Voter fraud is a very small problem in American elections. This has been an almost entirely manufactured controversy.

For example, voter-ID laws are meant to stop a type of fraud, voter impersonation, that is almost nonexistent. One study looked at over a billion ballots cast between 2000 and 2014 and found only thirty-one cases of voter impersonation. And usually when it happens, it’s detected, and penalties can include five years in jail.

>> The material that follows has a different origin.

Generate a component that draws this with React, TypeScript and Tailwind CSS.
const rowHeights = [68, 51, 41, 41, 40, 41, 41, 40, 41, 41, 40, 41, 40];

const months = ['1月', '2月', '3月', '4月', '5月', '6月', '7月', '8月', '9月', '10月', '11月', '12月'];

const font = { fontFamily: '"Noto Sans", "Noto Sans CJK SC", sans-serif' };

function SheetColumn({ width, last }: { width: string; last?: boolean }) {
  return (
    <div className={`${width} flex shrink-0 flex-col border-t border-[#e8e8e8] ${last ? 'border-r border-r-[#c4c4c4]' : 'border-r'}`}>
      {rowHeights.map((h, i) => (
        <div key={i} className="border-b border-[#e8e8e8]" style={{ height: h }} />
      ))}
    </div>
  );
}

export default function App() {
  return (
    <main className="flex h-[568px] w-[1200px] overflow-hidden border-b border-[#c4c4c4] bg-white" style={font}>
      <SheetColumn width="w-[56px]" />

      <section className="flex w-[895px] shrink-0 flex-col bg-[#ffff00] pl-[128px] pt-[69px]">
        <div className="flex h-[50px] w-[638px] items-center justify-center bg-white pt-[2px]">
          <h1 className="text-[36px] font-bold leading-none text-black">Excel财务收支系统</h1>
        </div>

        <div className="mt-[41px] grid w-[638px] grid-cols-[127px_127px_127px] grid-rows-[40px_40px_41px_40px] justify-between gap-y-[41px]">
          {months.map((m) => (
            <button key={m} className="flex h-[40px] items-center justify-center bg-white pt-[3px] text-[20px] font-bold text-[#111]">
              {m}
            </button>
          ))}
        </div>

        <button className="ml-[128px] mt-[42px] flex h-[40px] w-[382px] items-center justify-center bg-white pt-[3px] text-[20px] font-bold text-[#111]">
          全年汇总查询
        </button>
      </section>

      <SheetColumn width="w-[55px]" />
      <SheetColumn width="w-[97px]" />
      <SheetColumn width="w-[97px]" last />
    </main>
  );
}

The real purpose of these efforts is to try and keep certain people from the polls.

Luke Savage

Lastly, there are many different state- and national-level campaigns and organizations that are pushing back against gerrymandering and voter suppression. If someone was looking to get involved or just get informed about these efforts, where can they start?

Ari Berman

First off, just keeping track of what’s going on. So obviously read my stuff, but there are a bunch of different outlets that are covering this closely now — not just the New York Times or Washington Post, but Huffington Post and Talking Points Memo. National voting rights groups have done a lot of work on these issues, as have civil rights groups like the NAACP and its Legal Defense Fund.

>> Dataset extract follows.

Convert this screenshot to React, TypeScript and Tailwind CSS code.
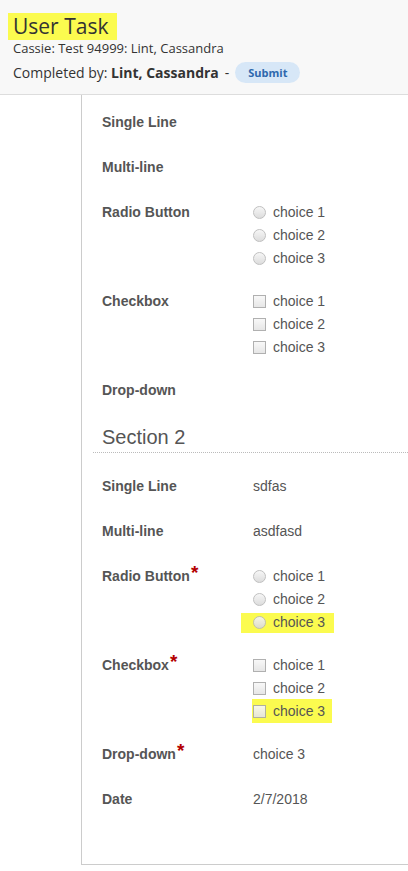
import React from 'react'

type Row = {
  label: string
  required?: boolean
  value?: string
  radios?: string[]
  checks?: string[]
  mark?: number
}

const section1: Row[] = [
  { label: 'Single Line' },
  { label: 'Multi-line' },
  { label: 'Radio Button', radios: ['choice 1', 'choice 2', 'choice 3'] },
  { label: 'Checkbox', checks: ['choice 1', 'choice 2', 'choice 3'] },
  { label: 'Drop-down' },
]

const section2: Row[] = [
  { label: 'Single Line', value: 'sdfas' },
  { label: 'Multi-line', value: 'asdfasd' },
  { label: 'Radio Button', required: true, radios: ['choice 1', 'choice 2', 'choice 3'], mark: 2 },
  { label: 'Checkbox', required: true, checks: ['choice 1', 'choice 2', 'choice 3'], mark: 2 },
  { label: 'Drop-down', required: true, value: 'choice 3' },
  { label: 'Date', value: '2/7/2018' },
]

function Radio() {
  return (
    <span className="relative w-[13px] h-[13px] rounded-full border border-[#b9b9b9] bg-gradient-to-b from-[#f6f6f6] to-[#d9d9d9] opacity-90" />
  )
}

function Check() {
  return (
    <span className="relative w-[13px] h-[13px] border border-[#a8a8a8] bg-gradient-to-b from-[#f8f8f8] to-[#e4e4e4] opacity-90" />
  )
}

function Choice({ text, kind, marked }: { text: string; kind: 'radio' | 'check'; marked: boolean }) {
  return (
    <div className="relative flex items-center h-[23px]">
      {marked && kind === 'radio' && (
        <span className="absolute left-[-12px] top-[2px] w-[93px] h-[20px] bg-[#fbfb4f]" />
      )}
      {marked && kind === 'check' && (
        <span className="absolute left-[-1px] top-[-1px] w-[80px] h-[24px] bg-[#fbfb4f]" />
      )}
      {kind === 'radio' ? <Radio /> : <Check />}
      <span className="relative ml-[7px] text-[14px] text-[#555]">{text}</span>
    </div>
  )
}

function FieldRow({ row, last }: { row: Row; last?: boolean }) {
  const multi = row.radios || row.checks
  return (
    <div className={`flex ${last ? 'mt-[2px]' : multi ? 'mb-[20px]' : 'mb-[22px]'}`}>
      <div className="w-[151px] shrink-0 h-[23px] flex items-center text-[14px] font-bold text-[#555]">
        {row.label}
        {row.required && <span className="text-[#b30000] text-[19px] leading-none self-start mt-[-2px] ml-[1px]">*</span>}
      </div>
      <div className="flex flex-col">
        {row.value && <div className="h-[23px] flex items-center text-[14px] text-[#555]">{row.value}</div>}
        {row.radios?.map((c, i) => (
          <Choice key={c} text={c} kind="radio" marked={row.mark === i} />
        ))}
        {row.checks?.map((c, i) => (
          <Choice key={c} text={c} kind="check" marked={row.mark === i} />
        ))}
      </div>
    </div>
  )
}

export default function App() {
  return (
    <div className="w-[408px] min-h-[871px] bg-white overflow-hidden">
      {/* header */}
      <header className="h-[95px] bg-[#f8f8f8] border-b border-[#dddddd] pt-[13px] pl-[8px]" style={{ fontFamily: '"Open Sans", sans-serif' }}>
        <div className="inline-block bg-[#fbfb4f] h-[27px] w-[109px] pl-[5px] text-[21px] leading-[27px] text-[#333]">User Task</div>
        <div className="pl-[5px] text-[13px] leading-[16px] text-[#333]">Cassie: Test 94999: Lint, Cassandra</div>
        <div className="pl-[5px] mt-[6px] flex items-center text-[14px] leading-[21px] text-[#333]">
          <span>Completed by:&nbsp;</span>
          <span className="font-bold">Lint, Cassandra</span>
          <span className="mx-[6px]">-</span>
          <span className="rounded-full bg-[#d7e7f7] text-[#2e68ad] font-bold text-[11px] h-[21px] w-[65px] flex items-center justify-center">Submit</span>
        </div>
      </header>

      {/* form panel */}
      <div className="ml-[81px] border-l border-b border-[#cccccc] pt-[16px] pl-[20px] pb-[53px]" style={{ fontFamily: '"Liberation Sans", Arial, sans-serif' }}>
        {section1.map((r) => (
          <FieldRow key={r.label} row={r} />
        ))}
        <div className="-ml-[9px] pl-[9px] mt-[2px] border-b border-dotted border-[#bbbbbb] h-[29px] text-[20px] leading-[27px] text-[#555] mb-[22px]">
          Section 2
        </div>
        {section2.map((r, i) => (
          <FieldRow key={r.label} row={r} last={i === section2.length - 1} />
        ))}
      </div>
    </div>
  )
}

We also have to look at where voter suppression is coming from. There is such a focus on the presidency now with Trump, and secondarily a focus on Congress, but there is very little attention paid to state legislatures, even though they are the ones leading the effort to pass these undemocratic policies.

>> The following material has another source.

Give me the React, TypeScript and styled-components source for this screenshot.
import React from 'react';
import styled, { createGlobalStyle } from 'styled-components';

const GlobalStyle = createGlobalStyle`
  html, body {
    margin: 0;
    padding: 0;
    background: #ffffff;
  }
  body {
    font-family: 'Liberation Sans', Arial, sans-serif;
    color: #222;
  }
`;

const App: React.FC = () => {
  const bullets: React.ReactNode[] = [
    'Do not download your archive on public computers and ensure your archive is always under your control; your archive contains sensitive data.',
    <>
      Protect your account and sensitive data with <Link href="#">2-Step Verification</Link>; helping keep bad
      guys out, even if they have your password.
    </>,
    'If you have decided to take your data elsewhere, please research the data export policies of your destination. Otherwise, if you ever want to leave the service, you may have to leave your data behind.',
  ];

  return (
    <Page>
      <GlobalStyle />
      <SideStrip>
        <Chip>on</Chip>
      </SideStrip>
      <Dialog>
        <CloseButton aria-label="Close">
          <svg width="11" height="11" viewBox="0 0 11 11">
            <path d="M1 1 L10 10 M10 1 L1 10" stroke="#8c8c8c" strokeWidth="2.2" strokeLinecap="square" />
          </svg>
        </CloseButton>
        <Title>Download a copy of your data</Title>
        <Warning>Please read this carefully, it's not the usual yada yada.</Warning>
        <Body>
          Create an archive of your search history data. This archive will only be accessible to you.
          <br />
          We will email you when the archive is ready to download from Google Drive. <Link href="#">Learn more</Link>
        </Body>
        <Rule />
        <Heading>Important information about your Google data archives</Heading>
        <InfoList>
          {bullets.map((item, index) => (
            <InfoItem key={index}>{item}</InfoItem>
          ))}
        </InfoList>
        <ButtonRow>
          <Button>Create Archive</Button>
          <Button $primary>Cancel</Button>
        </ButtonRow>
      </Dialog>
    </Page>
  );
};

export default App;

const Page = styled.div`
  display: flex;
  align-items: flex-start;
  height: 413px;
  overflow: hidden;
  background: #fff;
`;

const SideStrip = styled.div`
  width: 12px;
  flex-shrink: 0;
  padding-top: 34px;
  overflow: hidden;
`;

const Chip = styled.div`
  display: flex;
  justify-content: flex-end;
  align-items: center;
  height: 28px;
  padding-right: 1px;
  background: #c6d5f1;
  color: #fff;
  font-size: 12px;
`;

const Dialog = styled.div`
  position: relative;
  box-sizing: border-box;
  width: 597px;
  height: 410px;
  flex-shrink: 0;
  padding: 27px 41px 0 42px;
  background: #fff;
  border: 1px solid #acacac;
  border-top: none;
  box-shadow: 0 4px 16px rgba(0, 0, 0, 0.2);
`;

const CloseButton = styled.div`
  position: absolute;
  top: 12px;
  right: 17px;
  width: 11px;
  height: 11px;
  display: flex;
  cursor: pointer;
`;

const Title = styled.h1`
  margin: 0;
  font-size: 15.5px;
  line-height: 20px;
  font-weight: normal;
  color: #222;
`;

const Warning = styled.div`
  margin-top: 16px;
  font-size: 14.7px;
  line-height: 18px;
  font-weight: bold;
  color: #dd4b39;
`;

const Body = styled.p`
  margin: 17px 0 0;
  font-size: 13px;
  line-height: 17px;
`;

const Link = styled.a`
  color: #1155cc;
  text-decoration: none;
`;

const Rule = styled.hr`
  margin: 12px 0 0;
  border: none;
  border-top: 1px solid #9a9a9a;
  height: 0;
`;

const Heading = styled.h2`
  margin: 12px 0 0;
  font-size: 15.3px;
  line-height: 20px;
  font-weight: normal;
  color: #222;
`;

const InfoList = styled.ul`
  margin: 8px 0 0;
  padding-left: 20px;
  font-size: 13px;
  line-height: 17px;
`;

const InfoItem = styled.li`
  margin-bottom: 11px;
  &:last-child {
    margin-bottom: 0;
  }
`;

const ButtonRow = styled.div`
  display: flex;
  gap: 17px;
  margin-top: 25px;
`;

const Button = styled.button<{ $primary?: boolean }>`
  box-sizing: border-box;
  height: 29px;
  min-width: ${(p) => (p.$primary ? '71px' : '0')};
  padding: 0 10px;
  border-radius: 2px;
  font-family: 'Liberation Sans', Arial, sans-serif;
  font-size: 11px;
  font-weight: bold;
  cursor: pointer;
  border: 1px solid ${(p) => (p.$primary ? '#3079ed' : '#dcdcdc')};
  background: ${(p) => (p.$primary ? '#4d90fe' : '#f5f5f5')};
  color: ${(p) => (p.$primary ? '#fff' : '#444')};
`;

So I think people should get involved at the state level, first and foremost, to fight back against these laws or try and pass better laws. It is much easier to try and change policy at the state legislature level then it is to elect or defeat a president. One of my big fears in 2020 is that people are going to spend an inordinate amount of time obsessing over the presidential race, as important as that is, and they’re going to ignore the state legislature races that are going to be critical — especially as we go into a new redistricting cycle that will determine legislative districts and congressional districts for the next decade.